Et pendant que les dossiers s’empilent, que les courriers dorment, Damien perd la foi. Il ne croit plus en rien. Son épouse le quitte. Ses douleurs s’aggravent. Il sombre.

⚖️ La plainte de la dernière chance

Épuisé, humilié, Damien décide alors de faire ce que trop peu de gens osent faire : Il saisit le tribunal administratif de Cergy-Pontoise. Il attaque l’État pour « préjudice moral » dû à l’attente déraisonnable et prolongée d’un logement adapté à sa situation.

L’État se défend maladroitement. Il affirme qu’il ne s’agit pas d’un refus mais d’un retard. Il précise que Damien n’a pas accepté les offres proposées. Mais la justice ne s’y trompe pas.

🧑‍⚖️ 2025 : L’État condamné

Le 10 juin 2025, le tribunal administratif de Cergy-Pontoise rend son jugement. Il reconnaît que Damien, malgré sa priorité DALO, n’a jamais pu bénéficier d’un logement digne de sa situation. La justice souligne un manquement évident aux obligations de l’État en matière de relogement des personnes vulnérables.

Le verdict est limpide : 800 euros de dommages et intérêts pour préjudice moral. Une somme minime ? Certainement. Mais un symbole fort.

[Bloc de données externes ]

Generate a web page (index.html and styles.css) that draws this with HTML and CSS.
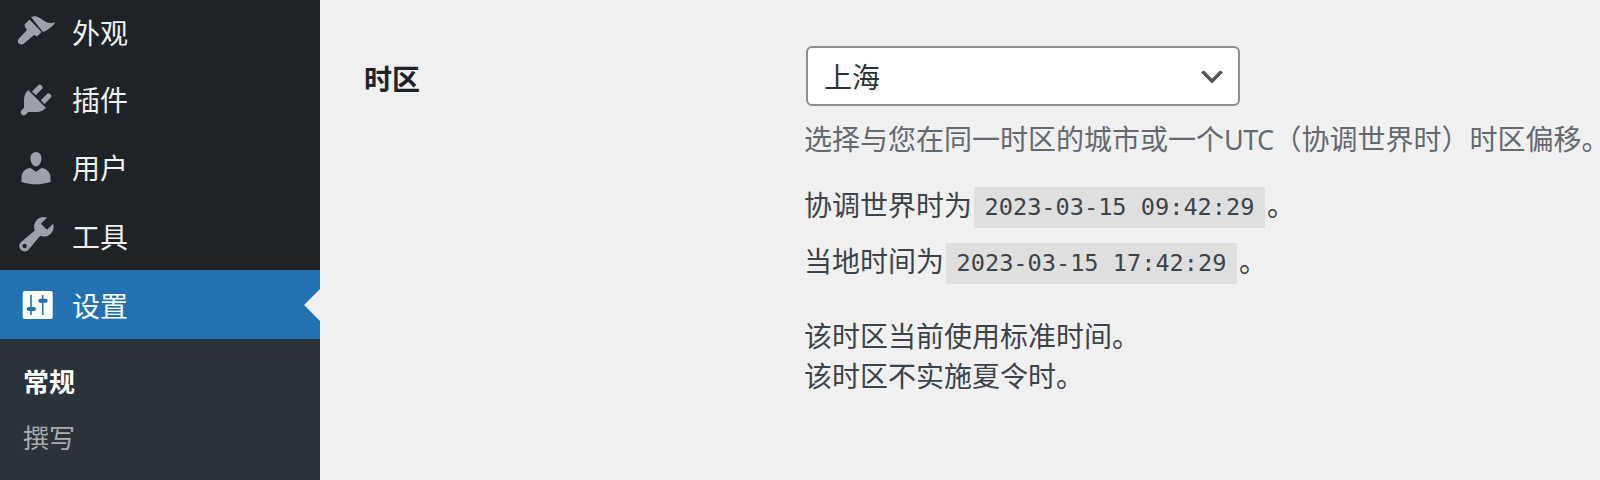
FILE: index.html
```html
<!DOCTYPE html>
<html lang="zh-CN">

<head>
    <meta charset="UTF-8">
    <title>常规设置</title>
    <link rel="stylesheet" href="styles.css">
</head>

<body>
    <div class="wrap">
        <nav class="sidebar">
            <ul class="menu">
                <li class="menu-item">
                    <svg class="menu-icon" viewBox="0 0 40 40"><path d="M15 4L19 3C22 3.6 24.5 5.6 27 7C29.5 8.6 31.500 10 34 10C36 10 38 9.700 39.500 9C38 11.500 36 13.500 34 15C32 16.500 29.500 18 27 19Z"/><path d="M13.500 6.500L25.500 19L21 23.500L18 22L8 30.500C6.500 31.800 4.500 31.800 3 30.700C1.500 29.500 1.400 27.400 2.600 26L11 17L9 14L8.500 11.500Z"/></svg>
                    <span>外观</span>
                </li>
                <li class="menu-item">
                    <svg class="menu-icon" viewBox="0 0 20 20"><path d="M13.11 4.36L9.87 7.6 8 5.73l3.24-3.24c.35-.34 1.05-.2 1.56.32.52.51.66 1.21.31 1.55zm-8 1.77l.91-1.12 9.01 9.01-1.19.84c-.71.71-2.63 1.16-3.82 1.16H6.14L4.9 17.26c-.59.59-1.54.59-2.12 0-.59-.58-.59-1.53 0-2.12l1.24-1.24v-3.88c0-1.13.4-3.19 1.09-3.89zm7.26 3.97l3.24-3.24c.34-.35 1.04-.21 1.55.31.52.51.66 1.21.31 1.55l-3.24 3.25z"/></svg>
                    <span>插件</span>
                </li>
                <li class="menu-item">
                    <svg class="menu-icon" viewBox="0 0 20 20"><path d="M10 9.25c-2.27 0-2.73-3.44-2.73-3.44C7 4.02 7.82 2 9.97 2c2.16 0 2.98 2.02 2.71 3.81 0 0-.41 3.44-2.68 3.44zm0 2.57L12.72 10c2.39 0 4.52 2.33 4.52 4.53v2.49s-3.65 1.13-7.24 1.13c-3.65 0-7.24-1.13-7.24-1.13v-2.49c0-2.25 1.94-4.48 4.47-4.48z"/></svg>
                    <span>用户</span>
                </li>
                <li class="menu-item">
                    <svg class="menu-icon" viewBox="0.5 1.54 18.6 18.6"><path d="M16.68 9.77c-1.34 1.34-3.3 1.67-4.95.99l-5.41 6.52c-.99.99-2.59.99-3.58 0s-.99-2.59 0-3.57l6.52-5.42c-.68-1.65-.35-3.61.99-4.95 1.28-1.28 3.12-1.62 4.72-1.06l-2.89 2.89 2.82 2.82 2.86-2.87c.53 1.58.18 3.39-1.08 4.65zM3.81 16.21c.4.39 1.04.39 1.43 0 .4-.4.4-1.04 0-1.43-.39-.4-1.03-.4-1.43 0-.39.39-.39 1.03 0 1.43z"/></svg>
                    <span>工具</span>
                </li>
                <li class="menu-item active">
                    <svg class="menu-icon" viewBox="0 0 40 40">
                        <rect class="icon-plate" x="6.700" y="6" width="30" height="28" rx="2"/>
                        <rect class="icon-slider" x="14.200" y="10" width="1.600" height="20"/>
                        <rect class="icon-slider" x="25.900" y="10" width="1.600" height="20"/>
                        <rect class="icon-slider" x="10.700" y="22" width="9.400" height="4" rx="2"/>
                        <rect class="icon-slider" x="22.300" y="13.700" width="9.400" height="4" rx="2"/>
                    </svg>
                    <span>设置</span>
                </li>
            </ul>
            <ul class="submenu">
                <li class="current">常规</li>
                <li>撰写</li>
            </ul>
        </nav>

        <main class="content">
            <div class="field-label">时区</div>
            <div class="field">
                <select class="tz-select">
                    <option>上海</option>
                </select>
                <p class="description">选择与您在同一时区的城市或一个<span class="latin">UTC</span>（协调世界时）时区偏移。</p>
                <p class="time-line">协调世界时为<code>2023-03-15 09:42:29</code>。</p>
                <p class="time-line">当地时间为<code>2023-03-15 17:42:29</code>。</p>
                <p class="note">该时区当前使用标准时间。<br>该时区不实施夏令时。</p>
            </div>
        </main>
    </div>
</body>

</html>
```

FILE: styles.css
```css
* {
    box-sizing: border-box;
}

html,
body {
    margin: 0;
    height: 100%;
    overflow: hidden;
}

body {
    background-color: #f0f0f1;
    color: #3c434a;
    font-family: "Noto Sans CJK SC", "Noto Sans", sans-serif;
    font-size: 28px;
}

ul {
    list-style: none;
    margin: 0;
    padding: 0;
}

p {
    margin: 0;
}

.wrap {
    display: flex;
    height: 480px;
}

.sidebar {
    width: 320px;
    flex-shrink: 0;
    background-color: #2c3338;
}

.menu {
    background-color: #1d2327;
}

.menu-item {
    display: flex;
    align-items: center;
    height: 68px;
    padding-left: 16px;
    color: #f0f0f1;
    line-height: 1;
}

.menu-item:first-child {
    height: 66px;
}

.menu-item span {
    margin-top: -2px;
}

.menu-item:nth-child(n+4) span {
    margin-top: 0;
}

.menu-icon {
    width: 40px;
    height: 40px;
    margin-right: 16px;
    fill: #9ca2a7;
}

.menu-item.active {
    position: relative;
    height: 69px;
    background-color: #2271b1;
    color: #fff;
}

.icon-plate {
    fill: #fff;
}

.icon-slider {
    fill: #2271b1;
}

.menu-item.active::after {
    content: "";
    position: absolute;
    right: 0;
    top: 50%;
    margin-top: -16px;
    border: 16px solid transparent;
    border-left-width: 0;
    border-right-color: #f0f0f1;
}

.submenu {
    padding-top: 14px;
    padding-left: 23px;
    font-size: 26px;
    line-height: 56px;
    color: #a9adb1;
}

.submenu .current {
    color: #fff;
    font-weight: 700;
}

.content {
    display: flex;
    flex: 1;
    padding-top: 46px;
    padding-left: 44px;
}

.field-label {
    width: 440px;
    padding-top: 12px;
    font-weight: 700;
    color: #1d2327;
    line-height: 40px;
}

.tz-select {
    display: block;
    width: 434px;
    height: 60px;
    margin-left: 2px;
    padding: 0 48px 0 16px;
    border: 2px solid #8c8f94;
    border-radius: 6px;
    color: #2c3338;
    font-family: inherit;
    font-size: 28px;
    appearance: none;
    background: #fff url("data:image/svg+xml;charset=US-ASCII,%3Csvg%20width%3D%2220%22%20height%3D%2220%22%20xmlns%3D%22http%3A%2F%2Fwww.w3.org%2F2000%2Fsvg%22%3E%3Cpath%20d%3D%22M5%206l5%205%205-5%202%201-7%207-7-7%202-1z%22%20fill%3D%22%23555%22%2F%3E%3C%2Fsvg%3E") no-repeat right 10px top 55%;
    background-size: 32px 32px;
}

.description {
    margin-top: 10px;
    color: #646970;
    line-height: 44px;
    white-space: nowrap;
}

.latin {
    font-family: "Noto Sans", sans-serif;
    font-size: 27px;
    letter-spacing: -.6px;
}

.time-line {
    line-height: 56px;
    white-space: nowrap;
}

.description + .time-line {
    margin-top: 14px;
}

code {
    display: inline-block;
    margin: 0 2px;
    padding: 0 10.5px;
    background-color: #dfdfe0;
    font-family: "DejaVu Sans Mono", monospace;
    font-size: 23.6px;
    line-height: 41px;
    vertical-align: 1px;
}

.note {
    margin-top: 27px;
    line-height: 40px;
    white-space: nowrap;
}
```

📣 Une victoire juridique… et morale

Damien ne fêtera pas cette victoire. Il est trop fatigué pour célébrer. Mais il sait qu’il vient d’ouvrir une brèche. Il vient de dire haut ce que tant d’autres murmurent dans l’ombre : Les délais d’attente, quand on est handicapé, sont une double peine.

Cette condamnation de l’État — rare dans ce domaine — montre la voie. Elle dit que la justice peut être saisie, que les victimes peuvent être reconnues, que le droit au logement opposable n’est pas un concept abstrait, mais une obligation légale.

📉 Le DALO, un droit de plus en plus théorique ?

En 2024, plus de 109 000 ménages ont formulé un recours DALO. Mais seuls 38% ont été relogés dans l’année suivant leur classement prioritaire. Pour les personnes handicapées, ce taux est encore plus bas.

Les associations dénoncent un sabotage silencieux de la loi DALO par manque de moyens, de volonté politique, et parfois même de mauvaise foi administrative.

🔚 Une justice qui arrive trop tard

Damien a obtenu gain de cause. Mais il ne reverra jamais les vingt hivers passés dans un logement indigne. Il ne retrouvera pas sa dignité perdue dans les formulaires. Il ne rattrapera pas les années à vivre autrement, ailleurs, debout dans un logement qu’il aurait pu appeler « chez lui ».

Combien d’autres attendent encore ?

Damien n’est qu’un visage parmi tant d’autres. Une condamnation pour 800 € ne compensera jamais l’injustice vécue. Mais elle crée un précédent. Elle rappelle à l’État ses obligations. Et elle donne de l’espoir à celles et ceux, encore trop nombreux, qui attendent aujourd’hui dans l’ombre, sans voix, sans toit.

L’histoire de Damien est vraie. Elle est aussi celle de milliers d’oubliés du système. Que justice leur soit faite, enfin.